# Mathematical elections

3 minutes read | 493 wordsImage from Flickr

Arrow’s impossibility theorem and related results

Background: Let K={A,B,C…} be a finite set of alternatives (maybe political parties), with more than 3 items. Let’s call transitive preference a way to sort all these elements, with draws possible. It’s just a funny name for a vote, in the more general sense as we can split our vote (Let A have 0.5, B 0.25 and C 0.25 of our vote). Now consider a set of N electors, each one with a transitive preference, i.e. a vote. We will call constitution (according to the naming in the theorem) a function which assigns each set of electors-votes a certain outcome: the final election, the people’s choice. As a matter of notaton, A>(n)B means that the elector n decides A is a better election than B.

There are certain properties which a “good” constitution should verify:

- Transitivity: Assume an outcome is given, and the constitution says A>B. The constitution will be transitive if JUST a voter changes his vote A>(n)B for B>(n)A, then the constitutional output will be either no change, or A gets dropped.

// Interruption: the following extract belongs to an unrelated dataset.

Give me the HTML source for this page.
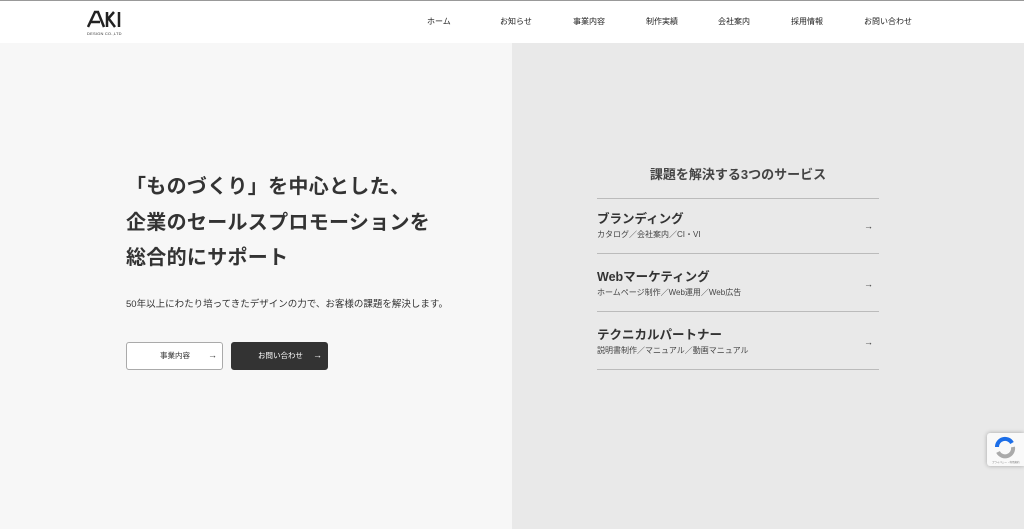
<!DOCTYPE html>
<html lang="ja"><head><meta charset="utf-8">
<style>
*{margin:0;padding:0;box-sizing:border-box}
body{width:1024px;height:529px;overflow:hidden;font-family:"Liberation Sans","Noto Sans CJK JP",sans-serif;color:#333;background:#f7f7f7;position:relative}
.top{position:absolute;top:0;left:0;width:1024px;height:1px;background:#999}
header{position:absolute;top:1px;left:0;width:1024px;height:42px;background:#fff}
.logo{position:absolute;left:87px;top:9px}
nav a{position:absolute;top:15px;font-size:8px;color:#222;text-decoration:none}
.left{position:absolute;top:43px;left:0;width:512px;height:486px;background:#f7f7f7}
.right{position:absolute;top:43px;left:512px;width:512px;height:486px;background:#e9e9e9}
h1{position:absolute;left:126px;top:170px;font-size:20px;line-height:35.5px;font-weight:bold;color:#333;letter-spacing:0.3px}
.sub{position:absolute;left:126px;top:296px;font-size:9.5px;color:#333}
.btn{position:absolute;top:342px;width:97px;height:28px;border-radius:3px;font-size:7.5px;line-height:26px}
.b1{left:126px;background:#fff;border:1px solid #aaa;color:#333}
.b2{left:231px;background:#333;border:1px solid #333;color:#fff}
.btn span{position:absolute}
.btn .ar{font-weight:bold;font-size:9px;top:-1px}
.svc-t{position:absolute;left:597px;width:282px;top:164px;text-align:center;font-size:13px;font-weight:bold;color:#444}
.line{position:absolute;left:597px;width:282px;height:1px;background:#bbb}
.it{position:absolute;left:597px;width:282px}
.it b{display:block;font-size:12.5px;color:#333;line-height:16px}
.it small{display:block;font-size:8px;color:#444;margin-top:2px}
.it i{position:absolute;right:6px;top:10px;font-style:normal;font-size:9px;font-weight:bold}
.rc{position:absolute;left:987px;top:433px;width:37px;height:33px;background:#f9f9f9;border-radius:3px 0 0 3px;box-shadow:0 0 4px rgba(0,0,0,.3)}
</style></head><body>
<div class="top"></div>
<header>
<div class="logo">
<div style="font-size:20px;font-weight:bold;letter-spacing:-1px;line-height:18px;color:#222;position:relative">
<svg width="36" height="18" viewBox="0 0 36 18" style="position:absolute;left:0;top:0"><path d="M1 17 L8 2 L11 2 L17 17 M4 12 L13 12" stroke="#222" stroke-width="2.5" fill="none"/><path d="M20 2 V17 M20 10 L27 2 M22 9 L28 17 M32 2 V17" stroke="#222" stroke-width="2.5" fill="none"/></svg>
&nbsp;</div>
<div style="font-size:4px;color:#333;margin-top:3px;letter-spacing:0.2px">DESIGN CO.,LTD</div>
</div>
<nav>
<a style="left:427px">ホーム</a><a style="left:500px">お知らせ</a><a style="left:573px">事業内容</a><a style="left:646px">制作実績</a><a style="left:718px">会社案内</a><a style="left:791px">採用情報</a><a style="left:864px">お問い合わせ</a>
</nav>
</header>
<div class="left"></div>
<div class="right"></div>
<h1>「ものづくり」を中心とした、<br>企業のセールスプロモーションを<br>総合的にサポート</h1>
<div class="sub">50年以上にわたり培ってきたデザインの力で、お客様の課題を解決します。</div>
<div class="btn b1"><span style="left:33px">事業内容</span><span class="ar" style="left:81px">→</span></div>
<div class="btn b2"><span style="left:26px">お問い合わせ</span><span class="ar" style="left:81px">→</span></div>
<div class="svc-t">課題を解決する3つのサービス</div>
<div class="line" style="top:198px"></div>
<div class="it" style="top:211px"><b>ブランディング</b><small>カタログ／会社案内／CI・VI</small><i>→</i></div>
<div class="line" style="top:253px"></div>
<div class="it" style="top:269px"><b>Webマーケティング</b><small>ホームページ制作／Web運用／Web広告</small><i>→</i></div>
<div class="line" style="top:311px"></div>
<div class="it" style="top:327px"><b>テクニカルパートナー</b><small>説明書制作／マニュアル／動画マニュアル</small><i>→</i></div>
<div class="line" style="top:369px"></div>
<div class="rc"><svg width="37" height="33" viewBox="0 0 37 33"><path d="M10 14 A8 8 0 0 1 25 10" stroke="#1c6ee8" stroke-width="4" fill="none"/><path d="M26 14 A8 8 0 0 1 11 19" stroke="#aaa" stroke-width="4" fill="none"/><text x="5" y="30" font-size="2.5" fill="#777" font-family="Liberation Sans, Noto Sans CJK JP, sans-serif">プライバシー・利用規約</text></svg></div>
</body></html>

This assumption is used so that voting isn’t harmful for the voted party.
- Unanimity: If everyone votes A>B, the constitution should result in A>B.
- Independence of irrelevant alternatives: If the fact of A being above B in the constitution is only a result of A being above B in the individual votes.

We say a constitution is a dictatorship if there is an elector n such that the constitution puts A>B whenever n puts A above B.

Arrow’s impossibility theorem: Every constitution satisfying all three properties above is a dictatorship.

This theorem establishes compositions in a legislative chamber, for instance. And there is not a clear-cut way to do so, the theorem says. What happens if the constitution just selects, without order, a subset of candidates?

Duggan-Schwartz’s theorem: A constitution to select a subset of candidates from a set of more than 3 always satisfies:

- The system is not anonymous, thus the vote of certain electors has a bigger impact than others.
- The system pre-imposes that certain candidates never win.
The preferred candidate amongst all electors is in the subset of electees.

The election is manipulable.

And what if we just need to choose one winner, a president?

Gibbard-Satterthwaite’s theorem: A constitution to choose just one candidate amongs more than 3 candidates verifies one of the following:

- It is a dictatorship,
- The system pre-imposes that certain candidates never win.
- The election is manipulable.

What means that the election is manipulable? There are different ways it could be manipulated. For instance, knowing how the system works, and certain voting trends, the vote of a number of individuals can change the outcome of the election. A typical example, the slightly extreme leftists voting moderate leftists, knowing that more extreme leftists won’t get representation in the election.

This, of course, doesn’t mean you should not vote… just think a little before doing so.